Given problem =>
Only lines holding the string "this" are wanted; copy each one from the material.

....

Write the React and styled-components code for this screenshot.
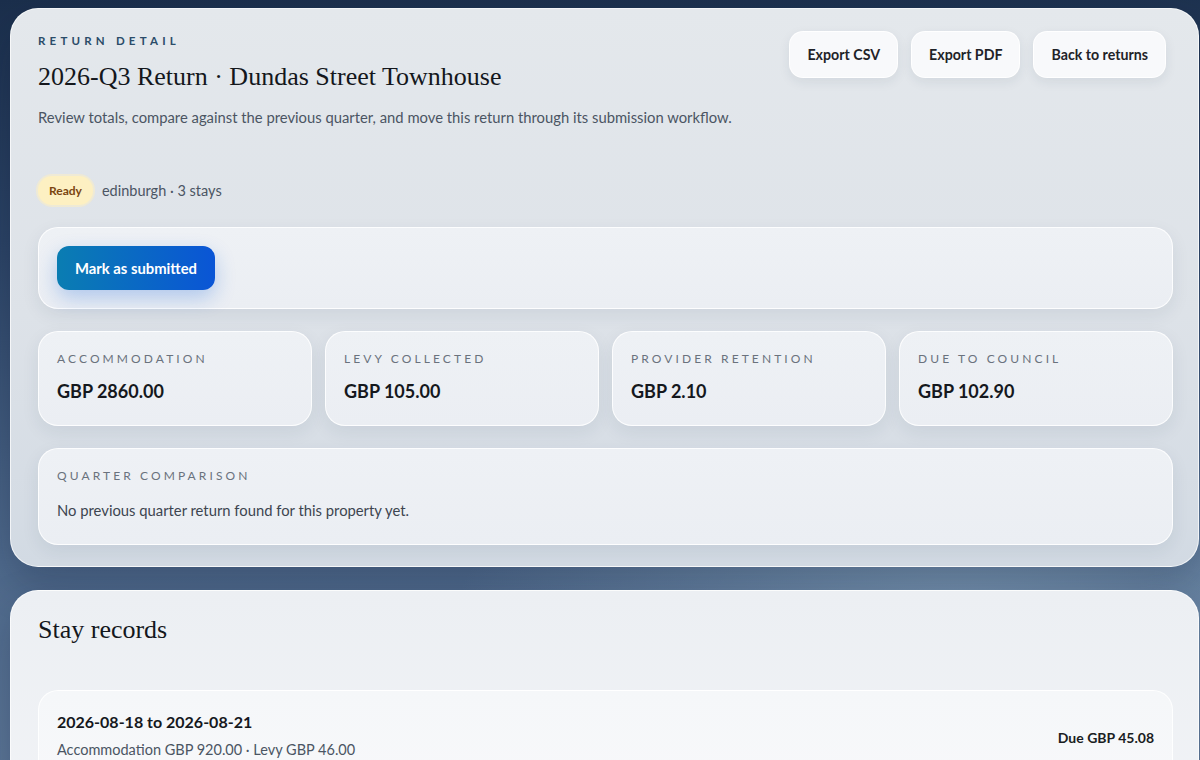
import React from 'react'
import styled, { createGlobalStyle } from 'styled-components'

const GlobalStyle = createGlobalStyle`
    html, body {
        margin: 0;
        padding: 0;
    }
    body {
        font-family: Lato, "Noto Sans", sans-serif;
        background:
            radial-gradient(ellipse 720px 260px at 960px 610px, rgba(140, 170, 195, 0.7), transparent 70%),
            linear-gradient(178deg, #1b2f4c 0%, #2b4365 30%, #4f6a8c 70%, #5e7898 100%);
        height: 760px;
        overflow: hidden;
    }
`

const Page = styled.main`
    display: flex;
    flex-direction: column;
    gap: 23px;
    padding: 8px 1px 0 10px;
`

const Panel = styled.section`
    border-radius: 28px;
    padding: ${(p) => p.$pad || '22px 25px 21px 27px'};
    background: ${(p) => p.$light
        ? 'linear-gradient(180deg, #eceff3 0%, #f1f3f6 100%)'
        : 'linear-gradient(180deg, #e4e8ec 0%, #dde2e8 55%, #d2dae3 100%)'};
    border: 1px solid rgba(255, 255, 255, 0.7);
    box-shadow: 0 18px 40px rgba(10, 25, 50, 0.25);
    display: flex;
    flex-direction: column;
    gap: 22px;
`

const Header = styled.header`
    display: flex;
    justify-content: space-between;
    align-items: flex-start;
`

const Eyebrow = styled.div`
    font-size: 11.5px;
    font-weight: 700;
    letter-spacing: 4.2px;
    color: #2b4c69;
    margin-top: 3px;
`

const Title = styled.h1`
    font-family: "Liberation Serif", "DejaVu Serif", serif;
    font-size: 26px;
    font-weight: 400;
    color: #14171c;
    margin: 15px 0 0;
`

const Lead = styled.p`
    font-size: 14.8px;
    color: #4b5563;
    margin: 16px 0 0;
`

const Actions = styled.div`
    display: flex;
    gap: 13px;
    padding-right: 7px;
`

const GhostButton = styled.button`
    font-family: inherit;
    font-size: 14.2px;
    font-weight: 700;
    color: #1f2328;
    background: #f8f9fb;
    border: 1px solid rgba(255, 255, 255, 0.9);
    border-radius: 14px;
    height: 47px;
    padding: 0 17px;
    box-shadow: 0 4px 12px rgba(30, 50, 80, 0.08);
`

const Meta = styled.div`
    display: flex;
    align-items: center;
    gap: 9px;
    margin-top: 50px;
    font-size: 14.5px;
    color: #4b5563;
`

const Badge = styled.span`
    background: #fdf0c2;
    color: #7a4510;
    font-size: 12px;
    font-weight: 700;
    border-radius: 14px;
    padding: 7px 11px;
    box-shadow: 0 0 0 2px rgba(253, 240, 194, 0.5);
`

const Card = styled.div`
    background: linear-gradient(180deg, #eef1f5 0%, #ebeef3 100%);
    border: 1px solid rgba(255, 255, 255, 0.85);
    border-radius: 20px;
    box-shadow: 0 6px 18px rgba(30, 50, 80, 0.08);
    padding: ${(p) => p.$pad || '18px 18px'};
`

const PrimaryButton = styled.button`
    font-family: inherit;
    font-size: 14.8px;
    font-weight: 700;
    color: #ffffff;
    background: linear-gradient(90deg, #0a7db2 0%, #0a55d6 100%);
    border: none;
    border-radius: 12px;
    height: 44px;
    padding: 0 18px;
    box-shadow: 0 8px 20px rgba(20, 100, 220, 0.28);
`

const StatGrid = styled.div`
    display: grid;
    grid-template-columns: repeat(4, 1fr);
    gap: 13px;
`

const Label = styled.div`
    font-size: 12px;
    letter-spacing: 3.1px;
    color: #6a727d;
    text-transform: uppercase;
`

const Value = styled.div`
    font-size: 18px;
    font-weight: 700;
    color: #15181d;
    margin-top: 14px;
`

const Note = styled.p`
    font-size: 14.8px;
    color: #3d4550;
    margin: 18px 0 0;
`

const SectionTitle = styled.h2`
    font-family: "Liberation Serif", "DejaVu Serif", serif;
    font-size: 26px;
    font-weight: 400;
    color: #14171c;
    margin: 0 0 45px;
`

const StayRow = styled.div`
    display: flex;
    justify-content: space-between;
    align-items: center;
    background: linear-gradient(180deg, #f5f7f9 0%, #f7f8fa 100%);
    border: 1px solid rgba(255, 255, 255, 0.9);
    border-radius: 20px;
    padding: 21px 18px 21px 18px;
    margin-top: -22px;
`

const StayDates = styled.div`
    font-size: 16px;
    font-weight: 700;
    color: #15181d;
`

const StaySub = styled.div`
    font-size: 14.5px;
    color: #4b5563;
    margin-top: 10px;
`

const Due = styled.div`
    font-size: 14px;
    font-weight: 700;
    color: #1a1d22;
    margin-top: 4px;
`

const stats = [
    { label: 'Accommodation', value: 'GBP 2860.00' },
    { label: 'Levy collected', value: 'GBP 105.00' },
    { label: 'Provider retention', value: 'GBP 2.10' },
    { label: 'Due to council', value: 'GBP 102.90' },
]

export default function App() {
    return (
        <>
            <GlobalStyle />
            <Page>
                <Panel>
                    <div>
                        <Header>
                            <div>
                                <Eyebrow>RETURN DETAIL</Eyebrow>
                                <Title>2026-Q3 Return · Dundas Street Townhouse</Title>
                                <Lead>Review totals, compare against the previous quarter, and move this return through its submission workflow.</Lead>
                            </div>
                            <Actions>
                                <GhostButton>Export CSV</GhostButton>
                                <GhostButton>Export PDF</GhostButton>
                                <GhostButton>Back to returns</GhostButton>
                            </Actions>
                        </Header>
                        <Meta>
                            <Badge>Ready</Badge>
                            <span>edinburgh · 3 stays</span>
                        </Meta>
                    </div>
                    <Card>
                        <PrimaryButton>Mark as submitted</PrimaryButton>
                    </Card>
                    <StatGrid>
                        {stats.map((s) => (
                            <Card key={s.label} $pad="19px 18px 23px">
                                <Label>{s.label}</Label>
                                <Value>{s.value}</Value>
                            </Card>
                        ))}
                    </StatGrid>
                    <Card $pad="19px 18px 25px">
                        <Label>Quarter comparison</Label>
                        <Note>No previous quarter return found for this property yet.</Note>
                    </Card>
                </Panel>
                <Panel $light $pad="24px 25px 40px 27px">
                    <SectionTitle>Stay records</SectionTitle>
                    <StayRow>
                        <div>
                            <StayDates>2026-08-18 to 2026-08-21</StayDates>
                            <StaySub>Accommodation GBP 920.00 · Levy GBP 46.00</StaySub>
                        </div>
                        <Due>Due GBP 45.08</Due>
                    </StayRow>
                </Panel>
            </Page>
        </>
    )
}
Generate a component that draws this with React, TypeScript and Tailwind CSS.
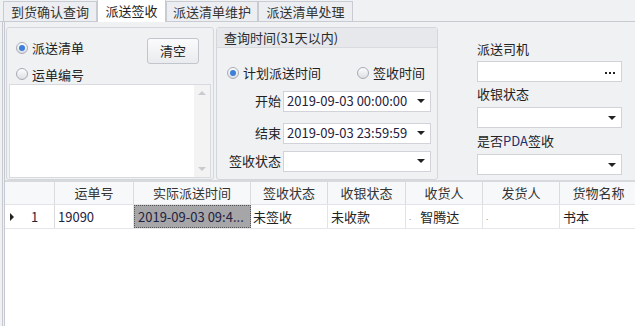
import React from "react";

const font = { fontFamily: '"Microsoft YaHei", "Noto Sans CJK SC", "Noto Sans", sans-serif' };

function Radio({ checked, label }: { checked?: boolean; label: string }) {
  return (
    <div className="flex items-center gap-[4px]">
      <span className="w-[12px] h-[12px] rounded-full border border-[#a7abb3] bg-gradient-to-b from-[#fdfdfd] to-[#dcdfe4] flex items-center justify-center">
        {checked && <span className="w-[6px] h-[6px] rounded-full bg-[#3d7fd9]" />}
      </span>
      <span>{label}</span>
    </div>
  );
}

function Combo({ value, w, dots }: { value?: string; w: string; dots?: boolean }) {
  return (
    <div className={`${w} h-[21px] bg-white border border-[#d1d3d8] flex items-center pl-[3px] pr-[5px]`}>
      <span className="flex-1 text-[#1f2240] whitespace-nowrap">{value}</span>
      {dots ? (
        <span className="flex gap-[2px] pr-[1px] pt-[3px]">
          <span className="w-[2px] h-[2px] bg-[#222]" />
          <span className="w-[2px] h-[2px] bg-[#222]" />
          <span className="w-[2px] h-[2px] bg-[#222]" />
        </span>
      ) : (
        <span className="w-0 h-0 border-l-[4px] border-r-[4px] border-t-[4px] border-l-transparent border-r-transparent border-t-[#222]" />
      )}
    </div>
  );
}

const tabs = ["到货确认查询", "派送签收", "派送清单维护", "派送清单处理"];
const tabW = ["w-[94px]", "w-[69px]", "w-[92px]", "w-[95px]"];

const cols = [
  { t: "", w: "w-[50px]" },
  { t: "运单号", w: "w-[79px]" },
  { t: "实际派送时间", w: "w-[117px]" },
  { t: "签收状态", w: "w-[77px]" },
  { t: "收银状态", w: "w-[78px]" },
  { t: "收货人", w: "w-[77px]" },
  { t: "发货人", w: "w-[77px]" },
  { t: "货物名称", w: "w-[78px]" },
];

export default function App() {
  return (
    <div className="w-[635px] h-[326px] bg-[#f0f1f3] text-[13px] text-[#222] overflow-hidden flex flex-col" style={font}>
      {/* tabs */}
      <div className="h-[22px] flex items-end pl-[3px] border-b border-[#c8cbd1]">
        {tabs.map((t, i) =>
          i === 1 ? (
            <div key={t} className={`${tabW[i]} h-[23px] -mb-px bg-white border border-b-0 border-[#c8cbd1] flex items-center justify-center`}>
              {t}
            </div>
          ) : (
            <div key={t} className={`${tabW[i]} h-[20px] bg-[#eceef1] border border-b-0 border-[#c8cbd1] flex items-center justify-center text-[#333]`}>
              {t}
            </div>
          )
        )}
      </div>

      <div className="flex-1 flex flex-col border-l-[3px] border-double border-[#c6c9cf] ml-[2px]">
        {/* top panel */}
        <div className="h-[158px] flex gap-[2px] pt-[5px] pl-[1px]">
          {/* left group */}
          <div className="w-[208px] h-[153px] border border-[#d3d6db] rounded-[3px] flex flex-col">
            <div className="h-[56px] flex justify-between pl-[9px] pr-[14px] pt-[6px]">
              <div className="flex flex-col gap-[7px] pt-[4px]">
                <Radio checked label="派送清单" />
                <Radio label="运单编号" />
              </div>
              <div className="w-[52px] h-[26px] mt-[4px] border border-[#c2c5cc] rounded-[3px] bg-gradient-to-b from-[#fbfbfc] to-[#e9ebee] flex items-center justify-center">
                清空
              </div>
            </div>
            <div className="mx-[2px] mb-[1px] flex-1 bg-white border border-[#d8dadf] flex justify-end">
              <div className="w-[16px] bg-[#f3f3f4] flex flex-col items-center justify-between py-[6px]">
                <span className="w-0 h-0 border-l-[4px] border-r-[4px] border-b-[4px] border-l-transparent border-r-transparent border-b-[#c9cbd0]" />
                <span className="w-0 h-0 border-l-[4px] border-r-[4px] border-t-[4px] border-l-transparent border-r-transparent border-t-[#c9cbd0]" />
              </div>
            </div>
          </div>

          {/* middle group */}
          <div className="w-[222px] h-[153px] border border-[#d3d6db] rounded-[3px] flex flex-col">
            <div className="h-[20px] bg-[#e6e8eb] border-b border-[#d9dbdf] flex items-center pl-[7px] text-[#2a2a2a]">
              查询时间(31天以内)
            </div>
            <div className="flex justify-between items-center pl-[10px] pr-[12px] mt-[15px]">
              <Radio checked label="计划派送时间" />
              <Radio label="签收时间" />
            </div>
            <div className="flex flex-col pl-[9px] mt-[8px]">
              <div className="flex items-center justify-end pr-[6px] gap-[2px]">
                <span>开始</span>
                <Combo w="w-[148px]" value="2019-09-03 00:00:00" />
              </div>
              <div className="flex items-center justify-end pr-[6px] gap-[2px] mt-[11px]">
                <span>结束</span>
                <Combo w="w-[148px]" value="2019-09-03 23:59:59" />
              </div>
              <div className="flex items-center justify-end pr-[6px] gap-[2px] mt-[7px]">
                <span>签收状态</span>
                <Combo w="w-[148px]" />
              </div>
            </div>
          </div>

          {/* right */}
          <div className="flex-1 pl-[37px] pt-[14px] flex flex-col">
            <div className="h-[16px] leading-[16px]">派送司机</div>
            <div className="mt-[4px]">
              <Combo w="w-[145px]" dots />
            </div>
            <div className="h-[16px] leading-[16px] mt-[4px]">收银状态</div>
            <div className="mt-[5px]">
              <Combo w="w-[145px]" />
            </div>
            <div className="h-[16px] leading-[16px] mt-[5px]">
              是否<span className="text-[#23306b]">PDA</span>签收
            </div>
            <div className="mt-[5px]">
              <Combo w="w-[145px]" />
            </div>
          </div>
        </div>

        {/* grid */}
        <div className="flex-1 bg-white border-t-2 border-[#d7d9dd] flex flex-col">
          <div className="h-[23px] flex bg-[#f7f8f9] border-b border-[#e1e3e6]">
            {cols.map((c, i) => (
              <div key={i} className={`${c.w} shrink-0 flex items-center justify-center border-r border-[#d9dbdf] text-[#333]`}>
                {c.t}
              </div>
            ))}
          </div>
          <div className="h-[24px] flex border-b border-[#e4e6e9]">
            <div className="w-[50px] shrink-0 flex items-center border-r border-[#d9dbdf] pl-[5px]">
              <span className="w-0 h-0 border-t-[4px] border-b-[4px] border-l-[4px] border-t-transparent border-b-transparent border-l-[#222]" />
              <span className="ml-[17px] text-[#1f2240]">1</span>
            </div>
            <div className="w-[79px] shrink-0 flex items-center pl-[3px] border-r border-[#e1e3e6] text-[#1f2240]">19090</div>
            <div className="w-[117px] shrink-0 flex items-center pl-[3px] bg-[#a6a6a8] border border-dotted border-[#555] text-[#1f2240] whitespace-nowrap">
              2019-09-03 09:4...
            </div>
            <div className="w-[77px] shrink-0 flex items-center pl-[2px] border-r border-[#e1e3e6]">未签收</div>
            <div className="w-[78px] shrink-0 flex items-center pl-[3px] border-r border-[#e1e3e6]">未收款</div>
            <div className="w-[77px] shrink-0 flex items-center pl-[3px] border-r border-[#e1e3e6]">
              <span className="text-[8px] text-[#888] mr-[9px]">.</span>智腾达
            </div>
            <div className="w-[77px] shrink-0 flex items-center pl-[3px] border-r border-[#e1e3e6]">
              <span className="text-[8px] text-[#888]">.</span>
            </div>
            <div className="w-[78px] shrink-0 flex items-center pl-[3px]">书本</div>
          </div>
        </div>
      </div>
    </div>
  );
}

....

The output =>
Write the React and styled-components code for this screenshot.
                                <Lead>Review totals, compare against the previous quarter, and move this return through its submission workflow.</Lead>
                        <Note>No previous quarter return found for this property yet.</Note>
Generate a component that draws this with React, TypeScript and Tailwind CSS.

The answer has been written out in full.